Herr L., der »Verlobte«, fragt trotzdem nach dem Sinn der Abstammungsurkunde. Die Standesbeamtin, die das Leben zu kennen scheint, sagt, dass das Leben voller Überraschungen sei. Es gelte eben zu verhindern, dass zwei Geschwister, die durch Adoptionen als Babys getrennt worden seien, einander ohne Kenntnis ihrer Abstammung heiraten, was zu dem Vergehen eines Inzestes führe, das durch Vorlage einer Abstammungsurkunde leicht hätte verhindert werden können.
Herr L. erkennt den Humor der Erklärung und scherzt: »Das kommt in Altona ja sicher zweimal in der Woche vor.« Frau Z. hingegen hat es gar nicht komisch gemeint und sagt: »Nein, so oft nicht. Aber das Leben kann sehr bunt sein.«

Some Geburtsurkunden contain the line ‘Mit Abstammungsurkunde identisch’, which means they can be used instead of an Abstammungsurkunde. I would translate Abstammungsurkunde as ‘birth certificate showing natural parents’ or ‘long form birth certificate’, although the latter may not be a precise equivalent and its definition may vary from country to country. Don’t translate it as ‘certificate of descent’ – sounds a bit like a pedigree dog.

Here’s something on Britain:

There are two types of birth certificates:-
* the full certificate. This is a copy of the entry in the birth register, giving all the recorded details
* the short certificate. This only gives the child’s full name, sex, date and place of birth. It does not give the name and particulars of the mother or father. A short certificate is issued free of charge when a birth is first registered and is sufficient for most official purposes.

10 thoughts on “Birth certificates / Geburtsurkunden

  1. In the UK, the certificate of adoption replaces the birth certificate(s). Of course, you as an adopted child do have the right to apply for your original full birth certificate, but nobody can force you to do that – including the German authorities – and it can be refused under certain circumstances (it only shows the mother’s name in any case).

    I don’t believe that UK citizens who were adopted and wish to marry in Germany have to provide anything other than the certificate of adoption; the Abstammungsurkunde requirement must surely apply only to German citizens.

  2. There’s also a multilingual birth certificate: cheaper than getting a translation. Any register office should be able to issue one.

    Yes, and the good sense to get one before I left Germany has saved me much hassle several times. Highly recommended.

    (Good post, btw. I can see how “Abstammungsurkunde” could be upsetting, harmless as the document is, esp. if inexpertly translated.)

  3. Thanks, Robin – I have often wondered, but never taken the energy to research.

    Is this Abstammungsurkunde possibly a 1933 thing? I must say this is the first time I have heard that Jewish objection, although it must have been made before.

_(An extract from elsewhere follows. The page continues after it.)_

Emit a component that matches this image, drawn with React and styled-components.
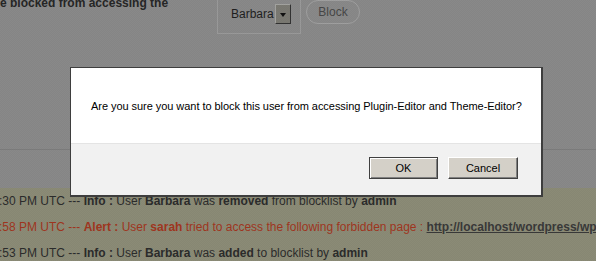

    Chris, I don’t translate certificates nowadays, but it has always been my practice, as a certified translator, to tell the potential client to get a multilingual birth certificate instead. It used to cost about 6 DM. I remember one of them telling me the register office at Schwabach refused to give one! Did they run out of forms, I wonder?

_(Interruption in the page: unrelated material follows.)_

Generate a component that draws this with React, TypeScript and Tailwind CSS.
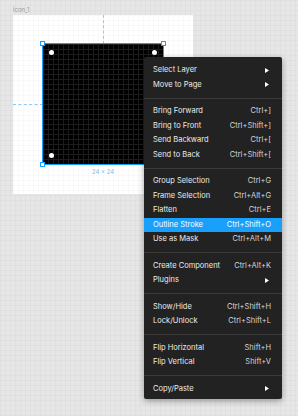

  4. Robin: ‘the Abstammungsurkunde requirement must surely apply only to German citizens.’

    Yes, I suppose it’s sufficient to show that *one* of the spouses is not related to the other!

  5. “Sufficient to show that *one* of the spouses…”

    This logic seems to have passed by the brilliant minds who run the German system. But I do wonder about this obsession with incest in Germany. Is it still so prevalent, or is it more of those “well we’ve been doing this for 500 years, why should we stop now?” things. It’s only relatively recently that they abolished the requirement for newborn babies to have an acid solution squirted into their eyes, after all (was “supposed” to prevent syphilis being transmitted to babies), one of the most barbaric acts of state brutality to survive the Nazi period…

  6. Maybe one of your US-based readers can answer that one. But I doubt it has anything to do with the mutilation of babies! (I used to know a couple of doctors in Hessen who refused to do it anyway, they just ticked the box or whatever).

  7. Hi Margaret

    Just reading the above posts …whatever happened to the term “registry office”? ……that’s what it was when I left Britain. Who coined the term “register office”?

    Paul

  8. Paul, both terms have been around for yonks. The GRO is the General Register Office, I think. I think registry office is OK, but register office is the official term. Has always been so. Collins English Dictionary says ‘register office: Brit – a government office where civil marriages are performaned and births, marriages, and deaths are recorded. Often called “registry office”‘.

  9. Thanks for that Margaret. Maybe “registry office” was preferred at the time in the south-west. I had never heard of “register office” until a few years ago.